Experimental Zone 30
Las Mil Calles Neighborhood. Tactical urbanism for traffic calming and pedestrian safety in Providencia.
Place
Providencia, Chile
Year
2015
Objectives
To reduce automobile speeds in residential environments to increase the safety and protection of residents.
To test the technical and social feasibility of implementing a permanent reduced-speed zone (30 km/h).
To inform a long-term change in neighborhood mobility, prioritizing the human scale over vehicular traffic.
To collect qualitative and quantitative indicators over a 15-day period to evaluate the real impact on road behavior.
Methodology
The project was executed as a rapid, participatory, and sustainable prototyping action:
Roadscape Intervention: Construction of 6 tactical mini-plazas by painting pavements to visually narrow the roadway and force speed reduction.
Urban Furniture and Circular Economy: Installation of planters and urban furniture previously used in the UDD Workshop at the 2014 fiiS Festival, promoting the reuse of city assets.
Academic and Neighborhood Co-construction: Collaborative implementation alongside architecture students from the Universidad del Desarrollo (UDD), neighborhood residents, and teams from the Municipality of Providencia.
Data-Based Evaluation: Intensive monitoring over 15 days using impact measurement tools to decide on the feasibility of a permanent installation.
Clients / Partners
Institutional: Municipality of Providencia.
Academic: Universidad del Desarrollo (UDD).
Collaborators: International Social Innovation Festival (fiiS) and the Las Mil Calles neighborhood community.
Execution: Ciudad Emergente.
Results & Impact
Immediate Road Safety: The intervention succeeded in reducing vehicle speeds, transforming a thoroughfare into a street of safe coexistence.
Community Legacy: At the end of the experiment, the furniture was donated to the residents, allowing the community to maintain the space's activation autonomously.
Evidence for Public Policy: The collection of indicators provided solid technical arguments for the municipality to evaluate the final traffic calming design.

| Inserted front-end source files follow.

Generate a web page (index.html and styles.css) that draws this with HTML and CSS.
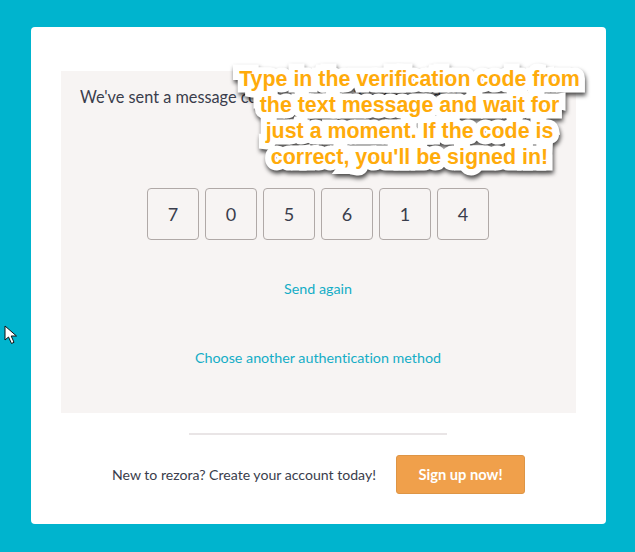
FILE: index.html
```html
<!DOCTYPE html>
<html lang="en">
<head>
    <meta charset="UTF-8">
    <title>Verification code</title>
    <link rel="stylesheet" href="styles.css">
</head>
<body>
    <svg class="cursor" width="14" height="20" viewBox="0 0 14 20">
        <path d="M1 1 L1 15 L4.5 12 L7.5 18.5 L10 17.3 L7.2 11 L12.5 11 Z" fill="#fff" stroke="#111" stroke-width="1"/>
    </svg>
    <div class="card">
        <div class="panel">
            <p class="message">We've sent a message containing a verification code to your phone.</p>
            <div class="code-row">
                <div class="digit">7</div>
                <div class="digit">0</div>
                <div class="digit">5</div>
                <div class="digit">6</div>
                <div class="digit">1</div>
                <div class="digit">4</div>
            </div>
            <a class="link send-again">Send again</a>
            <a class="link other-method">Choose another authentication method</a>
        </div>
        <div class="divider"></div>
        <div class="signup">
            <span class="signup-text">New to rezora? Create your account today!</span>
            <button class="signup-button">Sign up now!</button>
        </div>
        <div class="callout" data-text="Type in the verification code from the text message and wait for just a moment. If the code is correct, you'll be signed in!">
            <span class="callout-text">Type in the verification code from the text message and wait for just a moment. If the code is correct, you'll be signed in!</span>
        </div>
    </div>
</body>
</html>
```

FILE: styles.css
```css
html, body {
    height: 100%;
}

body {
    margin: 0;
    padding: 27px 29px 28px 31px;
    box-sizing: border-box;
    background-color: #00B4CE;
    font-family: 'Lato', sans-serif;
    font-variant-ligatures: none;
    color: #3a3d4c;
    overflow: hidden;
}

.cursor {
    position: absolute;
    left: 4px;
    top: 325px;
}

.card {
    position: relative;
    height: 497px;
    box-sizing: border-box;
    padding: 44px 30px 0;
    background-color: #fff;
    border-radius: 4px;
}

.panel {
    height: 342px;
    box-sizing: border-box;
    padding: 16px 20px 0 19px;
    background-color: #F7F4F3;
    display: flex;
    flex-direction: column;
    align-items: center;
}

.message {
    align-self: flex-start;
    margin: 0;
    font-size: 16.3px;
    line-height: 20px;
    white-space: nowrap;
}

.code-row {
    display: flex;
    gap: 6px;
    margin-top: 81px;
}

.digit {
    width: 52px;
    height: 52px;
    box-sizing: border-box;
    border: 1px solid #b0a9a7;
    border-radius: 4px;
    display: flex;
    justify-content: center;
    align-items: center;
    font-size: 18px;
}

.link {
    color: #14ADC6;
    font-size: 14.3px;
    line-height: 18px;
}

.send-again {
    margin-top: 40px;
}

.other-method {
    margin-top: 51px;
}

.divider {
    width: 258px;
    height: 2px;
    margin: 20px 0 0 128px;
    background-color: #E9E5E6;
}

.signup {
    display: flex;
    justify-content: center;
    align-items: center;
    gap: 20px;
    margin-top: 20px;
}

.signup-text {
    font-size: 14.1px;
}

.signup-button {
    width: 129px;
    height: 39px;
    padding: 0 0 2px;
    background-color: #F0A04B;
    border: 1px solid #DE9545;
    border-radius: 3px;
    color: #fff;
    font-family: 'Lato', sans-serif;
    font-size: 14.7px;
    font-weight: bold;
}

.callout {
    position: absolute;
    left: 208px;
    top: 39px;
    width: 341px;
    text-align: center;
    font-family: 'Liberation Sans', sans-serif;
    font-size: 21.4px;
    line-height: 26px;
    font-weight: bold;
    color: #FFAB0B;
}

/* white outline sits on its own layer so it can't cover the line above */
.callout::before {
    content: attr(data-text);
    position: absolute;
    left: 0;
    top: 0;
    width: 100%;
    color: #fff;
    -webkit-text-stroke: 13px #fff;
    filter: drop-shadow(1px 3px 2px rgba(0, 0, 0, 0.7));
}

.callout-text {
    position: relative;
}
```
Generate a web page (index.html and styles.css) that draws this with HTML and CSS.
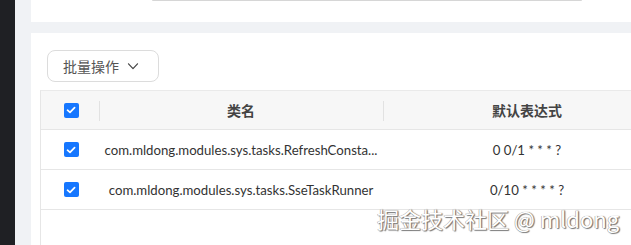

Education and Professional Practice: The project allowed architecture students to apply tactical urbanism solutions in a real and highly socially relevant context.
Conclusions
Experimental Zone 30 demonstrates that urban design is the most effective tool for regulating speed and saving lives. By transforming the pavement into mini-plazas, Ciudad Emergente not only reduced the risks of road accidents but also returned the neighborhood to the people. This project validates that short-term interventions are fundamental laboratories for transitioning toward friendlier cities, where the street stops being a corridor for cars and returns to being a place for neighborly gathering.